I’ve been here a little over five months and I’m starting to finally feel settled. I have a couple of favorite restaurants, weekly routines with new friends, good relationships with my coworkers, and the house I’m living in is filled with my books and plants. But the city itself does not feel like home. It’s too big, with too many tourists and “instaworthy” photo spots. I miss being minutes away from gorgeous hiking spots in the mountains.
In these last five months, I’ve felt like a tourist myself. I don’t know my way around the city, I can hardly seem to remember the names of the places new friends take me – unless I write them down. It doesn’t feel permanent.
One night four years ago, while I was still living in Maine, I decided to go to the sandbar to see if the tide was parted. The wind was lazily blowing, a cool contrast against my tanned skin. The sandbar was out of my way, but I was leaving the island in just a few weeks. Time is a concept I’ve never been able to wrap my mind around.
To my disappointment, the path of shells and rocks was covered by the vast darkness of the sea. I was content that the journey would not be a complete waste of time so I climbed atop the container wall and stared out to the small stretch of land. When my vision adjusted to the darkness I saw two sets of glowing eyes across the water. I locked gazes with a mother deer and her baby.
They had probably walked across the sandbar while the tide was down, lost track of time, or were never aware of it. Now they were forced to spend the night on the small patch of land and wait for the tide to break before they could prance back home. At the time, I was sad for this deer and her young. They were trapped, unable to get home because their only path back was temporarily blocked by Mother Nature. But now looking back, I realize they were home all along. They were together, with a source of water, and enough leaves and twigs to keep their bellies full for the night.
Amongst all the internal and external chaos, I have realized, just like those innocent, clueless deer, I have been home all along, right here, within myself. I have spent years ignoring what my body tries to tell me. I have pushed nervousness away until it has put me in my kitchen floor, choking on anxiety and tears. I have ignored uncomfortable emotions and avoided difficult conversations while pretending everything was fine. I have felt like a tourist in my own skin.

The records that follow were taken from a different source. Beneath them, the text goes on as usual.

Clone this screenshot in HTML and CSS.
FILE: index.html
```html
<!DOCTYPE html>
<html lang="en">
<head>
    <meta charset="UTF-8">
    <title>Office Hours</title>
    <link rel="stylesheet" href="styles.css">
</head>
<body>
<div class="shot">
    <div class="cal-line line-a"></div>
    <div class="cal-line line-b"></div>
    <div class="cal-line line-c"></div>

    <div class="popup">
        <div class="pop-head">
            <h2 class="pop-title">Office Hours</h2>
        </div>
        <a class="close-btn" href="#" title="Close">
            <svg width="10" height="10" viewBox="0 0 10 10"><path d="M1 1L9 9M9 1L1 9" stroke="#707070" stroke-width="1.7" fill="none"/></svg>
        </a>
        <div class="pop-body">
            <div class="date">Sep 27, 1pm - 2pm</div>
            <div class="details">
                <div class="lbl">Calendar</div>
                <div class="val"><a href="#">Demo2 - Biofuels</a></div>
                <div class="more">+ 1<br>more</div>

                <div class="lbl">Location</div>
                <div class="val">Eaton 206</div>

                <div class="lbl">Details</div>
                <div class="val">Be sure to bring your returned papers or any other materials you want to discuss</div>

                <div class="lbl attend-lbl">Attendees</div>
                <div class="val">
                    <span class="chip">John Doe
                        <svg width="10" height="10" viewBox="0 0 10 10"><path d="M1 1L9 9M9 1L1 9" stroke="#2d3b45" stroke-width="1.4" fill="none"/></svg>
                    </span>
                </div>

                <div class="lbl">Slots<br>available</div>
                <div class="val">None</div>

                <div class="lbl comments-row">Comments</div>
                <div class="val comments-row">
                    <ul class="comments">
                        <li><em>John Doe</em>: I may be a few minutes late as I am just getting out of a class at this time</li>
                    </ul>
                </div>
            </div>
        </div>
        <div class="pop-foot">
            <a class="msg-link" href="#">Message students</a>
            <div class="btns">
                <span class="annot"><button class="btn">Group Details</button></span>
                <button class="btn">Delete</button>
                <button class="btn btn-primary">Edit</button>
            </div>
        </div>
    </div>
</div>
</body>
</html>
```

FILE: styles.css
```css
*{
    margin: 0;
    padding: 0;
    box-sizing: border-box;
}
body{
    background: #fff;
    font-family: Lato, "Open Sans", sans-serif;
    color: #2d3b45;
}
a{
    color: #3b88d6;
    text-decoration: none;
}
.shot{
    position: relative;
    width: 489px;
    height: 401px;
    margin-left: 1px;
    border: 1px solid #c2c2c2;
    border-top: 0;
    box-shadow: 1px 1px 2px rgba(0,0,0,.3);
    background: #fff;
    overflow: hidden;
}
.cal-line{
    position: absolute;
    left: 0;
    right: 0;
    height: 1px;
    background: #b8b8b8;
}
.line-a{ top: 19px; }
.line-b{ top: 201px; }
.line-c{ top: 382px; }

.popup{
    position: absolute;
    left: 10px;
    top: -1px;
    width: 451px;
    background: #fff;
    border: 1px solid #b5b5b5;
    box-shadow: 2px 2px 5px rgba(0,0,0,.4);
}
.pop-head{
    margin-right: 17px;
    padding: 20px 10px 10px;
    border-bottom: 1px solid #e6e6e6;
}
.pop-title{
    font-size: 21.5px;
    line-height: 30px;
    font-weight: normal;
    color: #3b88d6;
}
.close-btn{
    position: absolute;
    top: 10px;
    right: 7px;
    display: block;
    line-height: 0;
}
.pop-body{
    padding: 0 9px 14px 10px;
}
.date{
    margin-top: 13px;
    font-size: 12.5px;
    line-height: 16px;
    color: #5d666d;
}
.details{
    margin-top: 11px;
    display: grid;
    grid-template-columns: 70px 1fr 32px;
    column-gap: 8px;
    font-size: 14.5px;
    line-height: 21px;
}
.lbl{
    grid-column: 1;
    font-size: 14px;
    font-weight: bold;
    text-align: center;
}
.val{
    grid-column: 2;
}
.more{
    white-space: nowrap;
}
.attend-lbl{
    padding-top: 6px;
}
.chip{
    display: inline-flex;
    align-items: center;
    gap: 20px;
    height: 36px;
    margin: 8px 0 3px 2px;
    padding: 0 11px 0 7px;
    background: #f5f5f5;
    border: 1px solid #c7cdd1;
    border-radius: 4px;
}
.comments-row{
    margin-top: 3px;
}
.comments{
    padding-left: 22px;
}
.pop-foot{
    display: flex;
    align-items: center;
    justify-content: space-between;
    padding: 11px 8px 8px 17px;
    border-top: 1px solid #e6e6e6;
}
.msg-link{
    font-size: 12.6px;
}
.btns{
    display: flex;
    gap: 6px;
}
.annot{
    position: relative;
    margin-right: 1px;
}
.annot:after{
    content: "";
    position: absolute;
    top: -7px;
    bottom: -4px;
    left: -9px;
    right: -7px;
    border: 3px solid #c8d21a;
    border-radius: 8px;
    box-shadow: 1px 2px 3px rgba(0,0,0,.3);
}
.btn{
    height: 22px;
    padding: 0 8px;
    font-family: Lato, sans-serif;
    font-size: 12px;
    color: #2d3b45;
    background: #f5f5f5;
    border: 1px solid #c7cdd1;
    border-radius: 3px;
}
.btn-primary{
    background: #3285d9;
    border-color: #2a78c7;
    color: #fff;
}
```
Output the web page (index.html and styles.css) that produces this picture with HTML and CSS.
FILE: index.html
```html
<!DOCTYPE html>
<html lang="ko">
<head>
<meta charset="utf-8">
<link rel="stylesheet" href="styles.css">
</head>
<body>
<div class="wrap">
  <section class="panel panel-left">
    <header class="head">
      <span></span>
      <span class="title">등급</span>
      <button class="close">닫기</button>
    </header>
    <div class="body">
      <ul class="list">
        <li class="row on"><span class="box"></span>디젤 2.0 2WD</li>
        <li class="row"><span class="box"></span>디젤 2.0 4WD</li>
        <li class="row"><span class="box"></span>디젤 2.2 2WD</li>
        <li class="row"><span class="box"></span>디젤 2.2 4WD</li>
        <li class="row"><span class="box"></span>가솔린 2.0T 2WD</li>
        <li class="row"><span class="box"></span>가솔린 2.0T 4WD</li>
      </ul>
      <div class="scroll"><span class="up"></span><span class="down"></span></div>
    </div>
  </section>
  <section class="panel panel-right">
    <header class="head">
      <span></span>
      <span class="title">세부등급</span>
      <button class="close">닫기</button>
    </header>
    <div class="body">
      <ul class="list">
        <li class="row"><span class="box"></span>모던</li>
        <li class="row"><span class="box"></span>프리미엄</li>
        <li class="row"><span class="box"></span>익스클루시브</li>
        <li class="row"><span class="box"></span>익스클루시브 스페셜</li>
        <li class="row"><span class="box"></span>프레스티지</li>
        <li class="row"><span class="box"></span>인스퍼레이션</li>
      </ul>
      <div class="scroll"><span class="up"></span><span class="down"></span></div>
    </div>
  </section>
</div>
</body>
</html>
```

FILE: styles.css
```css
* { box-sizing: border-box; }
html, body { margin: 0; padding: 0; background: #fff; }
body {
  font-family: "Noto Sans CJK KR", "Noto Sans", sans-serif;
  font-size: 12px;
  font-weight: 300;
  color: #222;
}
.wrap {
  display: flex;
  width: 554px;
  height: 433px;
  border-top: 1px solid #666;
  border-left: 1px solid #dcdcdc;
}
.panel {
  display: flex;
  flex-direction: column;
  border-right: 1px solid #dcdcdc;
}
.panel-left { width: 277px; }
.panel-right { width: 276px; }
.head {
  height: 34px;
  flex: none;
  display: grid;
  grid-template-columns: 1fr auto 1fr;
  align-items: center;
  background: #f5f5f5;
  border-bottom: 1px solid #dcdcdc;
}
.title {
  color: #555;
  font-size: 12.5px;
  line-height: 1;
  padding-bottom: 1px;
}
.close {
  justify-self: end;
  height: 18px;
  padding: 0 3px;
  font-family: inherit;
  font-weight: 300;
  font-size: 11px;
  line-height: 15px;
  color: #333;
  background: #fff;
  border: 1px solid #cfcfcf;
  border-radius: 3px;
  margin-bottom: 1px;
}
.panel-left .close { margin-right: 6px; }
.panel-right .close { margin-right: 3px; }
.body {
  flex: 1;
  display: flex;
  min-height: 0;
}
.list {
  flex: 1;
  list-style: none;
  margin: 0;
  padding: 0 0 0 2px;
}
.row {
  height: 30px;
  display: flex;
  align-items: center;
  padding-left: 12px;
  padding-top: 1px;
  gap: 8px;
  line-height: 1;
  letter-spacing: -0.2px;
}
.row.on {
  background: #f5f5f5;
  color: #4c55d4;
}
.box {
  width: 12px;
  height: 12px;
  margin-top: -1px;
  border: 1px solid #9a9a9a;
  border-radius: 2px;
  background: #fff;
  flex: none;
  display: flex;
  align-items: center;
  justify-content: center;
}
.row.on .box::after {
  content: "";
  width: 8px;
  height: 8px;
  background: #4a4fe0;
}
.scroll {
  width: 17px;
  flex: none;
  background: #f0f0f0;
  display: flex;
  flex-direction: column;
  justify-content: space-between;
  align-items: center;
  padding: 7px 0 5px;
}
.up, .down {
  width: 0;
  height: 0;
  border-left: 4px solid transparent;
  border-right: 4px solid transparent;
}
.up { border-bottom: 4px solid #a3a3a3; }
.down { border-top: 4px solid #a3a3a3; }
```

But now, I’ve realized this body is my home; I am my home, and usually, once you realize something like this, you cannot go back.

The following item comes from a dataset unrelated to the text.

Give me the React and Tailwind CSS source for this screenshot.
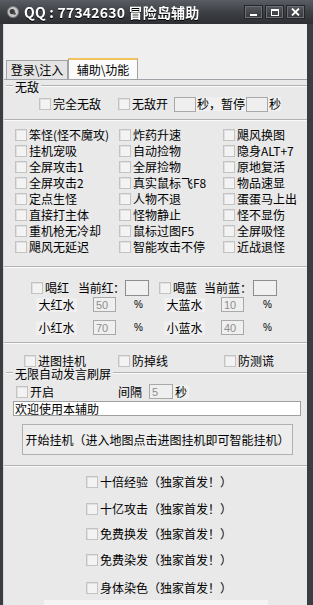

It won’t be perfect – nothing ever is. Nor will it be permanent – because nothing ever is – but it’s mine. The tattoos, the piercings, the scars, the acne, the stretch marks, the wrinkles and folds, the shape, the texture. All of it is me. Beneath this flesh and these bones, I have found a place to call home. A place of safety, love, and gratitude. No matter what city, town, or state I’m in, I know that even if the external world doesn’t bring me peace, my inner world will always be a place of acceptance and self-love.
It has taken me twenty-two beautiful years of metaphorically staring across the water, helplessly looking for the sandbar, to realize that home has been right here all along.